Le must serait de prendre les ACLs depuis ton backup... mais du coup ça voudrait dire que tu l'as restauré quelque part. Donc la manip' des ACLs a finalement peu d'intérêt, à part pour le fun et vérifier que ça fonctionne  :Smile: 

----------

## sebB

 *Quote:*   

>  Si je ne vois pas apparaître de solutions plus subtiles, je commencerai par un emerge -e world et voir ce qui se passe.

 

Tu auras peut-être plus vite fait de restaurer ton image disque et de recréer ta sauvegarde?
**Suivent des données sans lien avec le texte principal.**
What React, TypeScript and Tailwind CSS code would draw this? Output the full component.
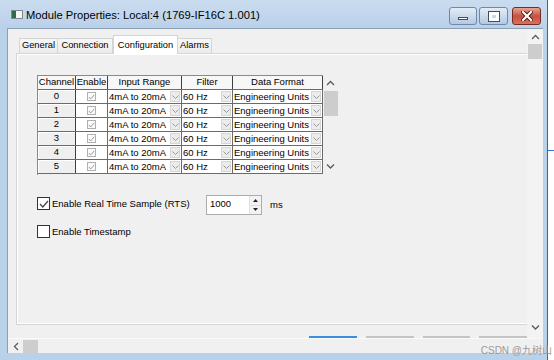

Comme ça tu auras une image de sauvegarde toute belle qui pourra te sauver en cas de futurs problèmes.

Perso j'utilise un stage 5, ça me prends 10 minutes quand je veux restaurer l'ensemble de mon systeme.

----------

## Syl20

 *Lumpy Gravy wrote:*   

> Oui, c'est possible mais c'est peut-être pas le plus simple.

 

Oh que si ! Restaure.

La dernière fois que j'ai fait de genre de boulette (un bon gros chmod récursif bien dégueu sur /usr), le plus simple a été de réinstaller le serveur...

----------

## Lumpy Gravy

En fait, avant de restaurer, j'ai quand même fait un emerge -e world pour voir, ça a prit un peu de temps mais tout refonctionne, le ping en user, l'arrêt/reboot dans KDE, l'accès à mes VM etc.

Merci pour tous vos conseils.

----------